Feux de camp improvisés, cacophonie entre les pétards, le reggaeton et les accords des guitaristes, bouteilles de cava tiédasses, et corps à moitié dénudés et peinturlurés allongés dans le sable… On se croirait à Woodstock version méditerranéenne, à part qu’ici on parlerait plutôt du Summer of Noise que du Summer of Love.

À minuit, le ciel s’illumine. Pas de spectacle orchestré par la mairie, non. Chaque groupe tire son propre feu d’artifice, selon ses moyens, son humeur et son sens du danger. Les plus prudents s’écartent, les plus téméraires dansent en dessous. Quelqu’un crie, quelqu’un rit, quelqu’un vomit. Un pétard éclate à deux mètres d’un bébé qui dort sur une serviette. Tout va bien dans le meilleur des mondes.

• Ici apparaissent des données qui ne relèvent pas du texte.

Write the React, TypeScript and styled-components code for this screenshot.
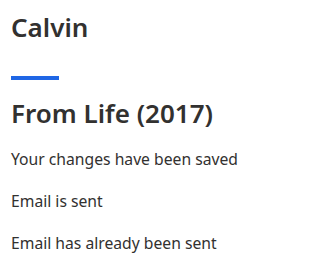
import React from 'react';
import styled, { createGlobalStyle } from 'styled-components';

const GlobalStyle = createGlobalStyle`
  body {
    margin: 0;
    background-color: #ffffff;
    font-family: 'Noto Sans', 'Open Sans', sans-serif;
    color: #323130;
  }
`;

const Page = styled.div`
  display: flex;
  flex-direction: column;
  padding: 9px 11px 0;
`;

const Title = styled.h1`
  margin: 0;
  font-size: 26px;
  line-height: 36px;
  font-weight: 600;
`;

const Accent = styled.div`
  width: 48px;
  height: 4px;
  margin-top: 31px;
  background-color: #1f66e5;
`;

const Subtitle = styled.h2`
  margin: 15px 0 0;
  font-size: 26px;
  line-height: 36px;
  font-weight: 600;
`;

const Messages = styled.div`
  display: flex;
  flex-direction: column;
  gap: 20px;
  margin-top: 17px;
`;

const Message = styled.p`
  margin: 0;
  font-size: 15.7px;
  line-height: 22px;
  font-weight: 400;
`;

const messages = [
  'Your changes have been saved',
  'Email is sent',
  'Email has already been sent',
];

const App = () => (
  <>
    <GlobalStyle />
    <Page>
      <Title>Calvin</Title>
      <Accent />
      <Subtitle>From Life (2017)</Subtitle>
      <Messages>
        {messages.map((text) => (
          <Message key={text}>{text}</Message>
        ))}
      </Messages>
    </Page>
  </>
);

export default App;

On évite : littéralement toutes les plages de la ville.
On privilégie : peut-être pourra-t-on trouver un peu de répit du côté des criques plus confidentielles de Montgat ou de Garraf, ou se réfugier sur les hauteurs pour profiter du spectacle.

barcelone

La Sant Joan : la fête des voisins version catalane

Les vraies soirées de Sant Joan commencent autour d’une grande tablée, réunissant les voisins, amis, et autres cousins de passage. La coca trône au centre : cette brioche allongée, parsemée de fruits confits ou de crème, se découpe à la sauvage. Pas de cérémonie. Chacun pioche, entre deux verres de cava bien trop chaud et un petit coup de ratafia pour faire passer le tout.

Dans certains quartiers, les rues se ferment pour laisser place à des dîners communautaires. On déboule, on s’assoit, on trinque. L’important, c’est d’avoir l’air local. S’intéresser à la recette de la coca de la grand-mère de la voisine. Rire au bon moment. Et surtout, savoir quand filer à l’anglaise (ou dans ce cas de figure « irse a la francesa ») pour éviter le discours en catalan qui dure une heure et demie.

On évite : de jouer les pique-assiettes dans le centre-ville, surtout si on ne parle pas catalan ou que l’on n’a rien apporté.
On privilégie : rester dans son quartier, tisser des liens avec ses voisins, cuisiner une recette de la Sant Joan ou amener une bouteille d’anís del mono. Bref, on montre qu’on a beau être le voisin français, on s’intéresse à la culture des autres sans prendre trop de place.

coca sant joan

Lendemain de fête : quand la ville dort

Le 24 au matin, toute la ville a la gueule de bois. Chacun cuve son cava derrière ses volets fermés et le temps semble s’être suspendu. Tout le monde est devenu sourd, aphone ou meurt. Sur les groupes WhatsApp, certains cherchent leurs chaussures, d’autres leur date Tinder.

Dans les villes plus petites de Catalogne, ambiance fantôme. Dans les rues de Lleida, de Besalú ou de Cadaqués, quelques touristes fraîchement débarqués errent dans les rues, déçus que ce jour férié ne propose aucune activité.

On évite : d’aller prendre un brunch dans un bistrot… fermé.
On privilégie : plage et rando sur des chemins déserts, voire exploration urbaine d’une Barcelone en mode film de zombies.